Après la frénésie du début des années 90, une grave crise s’est abattue sur le cinéma de Hong Kong. Concurrencé par le cinéma américain, victime des Triades, du piratage et de la crise écomique de 1997, il a vu chuter d’une façon alarmante le taux de fréquentation des salles. La Film Workshop dont les activités s’étaient recentrées sur les réalisations de Tsui Hark depuis 1994, n’est pas épargnée par cette crise. Le réalisateur a pourtant bien tenté d'utiliser sa formule en allant explorer de nouveaux aspects de la culture chinoise avec un retour au film de sabre (The Blade) ou de relancer le film d'animation chinois (A Chinese Ghost Story, The Animated Movie). Mais le public n'a pas suivi. Sans doute parce que Tsui Hark s'est fait aussi plus radical au fil du temps en utilisant un langage cinématographique plus complexe et en intégrant une dimension philosophique plus présente dans son propos. Moins commercial, il doit en plus faire face à une population hongkongaise de plus en plus influencée par les cultures étrangères.
Après une rapide tentative à Hollywood où le cinéaste n'a pu se résoudre à se plier aux exigences du cinéma mondialisé, Tsui Hark est revenu à Hong Kong. Face à une industrie locale qui n'a trouvé le salut que dans son éternel star system et la comédie dramatique, le terrain le moins concurrencé par Hollywood, il persiste dans sa démarche. Time And Tide (2000), Master Q 2001 (2001) et la Légende de Zu (2001), continue à explorer la culture chinoise sous toutes ses formes en utilisant les techniques les plus modernes. Mais le public local reste peu intéressé.

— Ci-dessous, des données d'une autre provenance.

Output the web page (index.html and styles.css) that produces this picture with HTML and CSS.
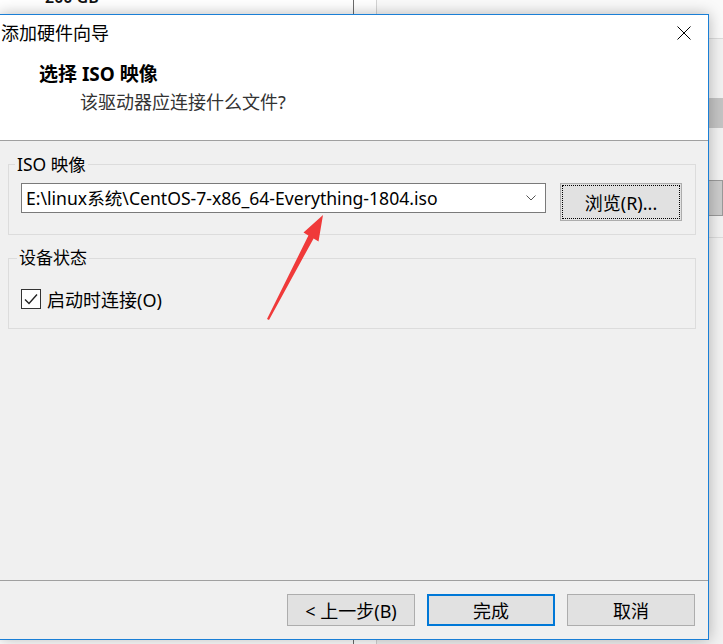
FILE: index.html
```html
<!DOCTYPE html>
<html lang="zh-CN">
<head>
<meta charset="utf-8">
<title>添加硬件向导</title>
<link rel="stylesheet" href="styles.css">
</head>
<body>
<div class="backdrop">
  <div class="col col1"><div class="size">200 GB</div></div>
  <div class="col col2"></div>
  <div class="col col3">
    <div class="c3-head"></div>
    <div class="c3-block1"></div>
    <div class="c3-block2"></div>
    <div class="c3-line"></div>
  </div>
</div>

<div class="dialog">
  <div class="titlebar">
    <span class="title">添加硬件向导</span>
    <svg class="close" viewBox="0 0 14 14" width="14" height="14"><path d="M0.5 0.5 L13.5 13.5 M13.5 0.5 L0.5 13.5" stroke="#000" stroke-width="1" fill="none"/></svg>
  </div>
  <div class="header">
    <div class="heading">选择 ISO 映像</div>
    <div class="subheading">该驱动器应连接什么文件?</div>
  </div>
  <div class="body">
    <fieldset class="group">
      <legend>ISO 映像</legend>
      <div class="iso-row">
        <div class="combo">
          <span class="combo-text">E:\linux系统\CentOS-7-x86_64-Everything-1804.iso</span>
          <svg class="chev" viewBox="0 0 10 6" width="10" height="6"><path d="M0.5 0.5 L5 5 L9.5 0.5" stroke="#555" stroke-width="1" fill="none"/></svg>
        </div>
        <button class="btn browse">浏览(R)...</button>
      </div>
    </fieldset>
    <fieldset class="group group2">
      <legend>设备状态</legend>
      <label class="check">
        <span class="box"><svg viewBox="0 0 18 18" width="18" height="18"><path d="M3 9.5 L7 13.5 L15 4.5" stroke="#222" stroke-width="1.4" fill="none"/></svg></span>
        <span class="check-text">启动时连接(O)</span>
      </label>
    </fieldset>
  </div>
  <div class="footer">
    <button class="btn wide">&lt; 上一步(B)</button>
    <button class="btn wide default">完成</button>
    <button class="btn wide">取消</button>
  </div>
</div>

<svg class="annot" viewBox="0 0 723 644" width="723" height="644">
  <polygon points="267,319 308.4,235.6 303.5,232.5 323,215 318.5,241.5 313.6,238.4 269,320" fill="#f03a3a"/>
</svg>
</body>
</html>
```

FILE: styles.css
```css
* { box-sizing: border-box; }
html, body { margin: 0; padding: 0; }
body {
  width: 723px;
  height: 644px;
  overflow: hidden;
  position: relative;
  background: #f0f0f0;
  font-family: "Noto Sans", "Noto Sans CJK SC", sans-serif;
  font-size: 17px;
  color: #000;
}

/* backdrop application behind the dialog */
.backdrop { display: flex; height: 644px; }
.col { height: 100%; }
.col1 { width: 354px; border-right: 1px solid #6b6b6b; background: #fff; overflow: hidden; }
.col2 { width: 23px; border-right: 1px solid #d4d4d4; background: #fff; }
.col3 { flex: 1; background: #f2f2f2; }
.size {
  margin-top: -11px;
  padding-left: 45px;
  font-size: 16px;
  line-height: 16px;
  font-weight: 600;
  color: #111;
}
.c3-head { height: 39px; background: #fafafa; border-bottom: 1px solid #dcdcdc; }
.c3-block1 { margin-top: 59px; height: 30px; background: #c4c4c4; }
.c3-block2 { margin-top: 52px; height: 36px; background: #cbcbcb; border: 1px solid #9a9a9a; }
.c3-line { margin-top: 21px; height: 1px; background: #dcdcdc; }

/* dialog window */
.dialog {
  position: absolute;
  left: -1px;
  top: 14px;
  width: 710px;
  height: 626px;
  border: 1px solid #1a7fd6;
  background: #f0f0f0;
  display: flex;
  flex-direction: column;
  box-shadow: 0 0 14px rgba(0, 0, 0, 0.28);
}
.titlebar {
  height: 36px;
  background: #fff;
  display: flex;
  align-items: center;
  justify-content: space-between;
}
.title { font-size: 18px; line-height: 36px; padding-left: 1px; }
.close { margin-right: 17px; }

.header {
  height: 90px;
  background: #fff;
  border-bottom: 1px solid #a0a0a0;
  padding: 11px 0 0 39px;
}
.heading { font-size: 19px; line-height: 24px; font-weight: 700; }
.subheading { margin-top: 4px; padding-left: 41px; font-size: 18px; line-height: 24px; color: #333; }

.body { flex: 1; padding: 11px 12px 0 8px; }
.group {
  margin: 0;
  border: 1px solid #dcdcdc;
  padding: 7px 12px 13px 12px;
  min-width: 0;
}
.group legend {
  font-size: 17.5px;
  line-height: 24px;
  padding: 0 2px;
  margin-left: -6px;
}
.group2 { margin-top: 11px; padding-top: 17px; padding-bottom: 17px; }
.group2 legend { margin-left: -4px; font-size: 17px; }

.iso-row { display: flex; align-items: flex-start; }
.combo {
  width: 525px;
  height: 30px;
  border: 1px solid #7a7a7a;
  background: #fff;
  display: flex;
  align-items: center;
  padding: 0 9px 0 4px;
}
.combo-text { flex: 1; white-space: nowrap; font-size: 17.6px; line-height: 28px; }
.chev { flex: none; }

.btn {
  font-family: "Noto Sans", "Noto Sans CJK SC", sans-serif;
  font-size: 18px;
  color: #000;
  background: #e1e1e1;
  border: 1px solid #adadad;
  padding: 0;
  margin: 0;
}
.browse {
  margin-left: 14px;
  width: 122px;
  height: 38px;
  outline: 1px dotted #000;
  outline-offset: -3px;
}

.check { display: flex; align-items: center; height: 24px; }
.check-text { font-size: 18px; }
.box {
  width: 20px;
  height: 20px;
  border: 1px solid #333;
  background: #fff;
  display: flex;
  align-items: center;
  justify-content: center;
  margin-right: 6px;
}

.footer {
  height: 59px;
  border-top: 1px solid #a0a0a0;
  padding: 13px 13px 0 0;
  display: flex;
  justify-content: flex-end;
  gap: 12px;
}
.wide { width: 128px; height: 32px; }
.default { border: 2px solid #0078d7; }

.annot { position: absolute; left: 0; top: 0; pointer-events: none; }
```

De moteur de la production hongkongaise, Tsui Hark est passé au rang de marginal. Ses échecs commerciaux, son refus de se plier aux règles du cinéma mondialisé ont rendu sa position bien précaire. La qualité de ses derniers films montrent pourtant que l'homme a encore des choses à dire. Espérons qu'il continuera à trouver les moyens de les exprimer.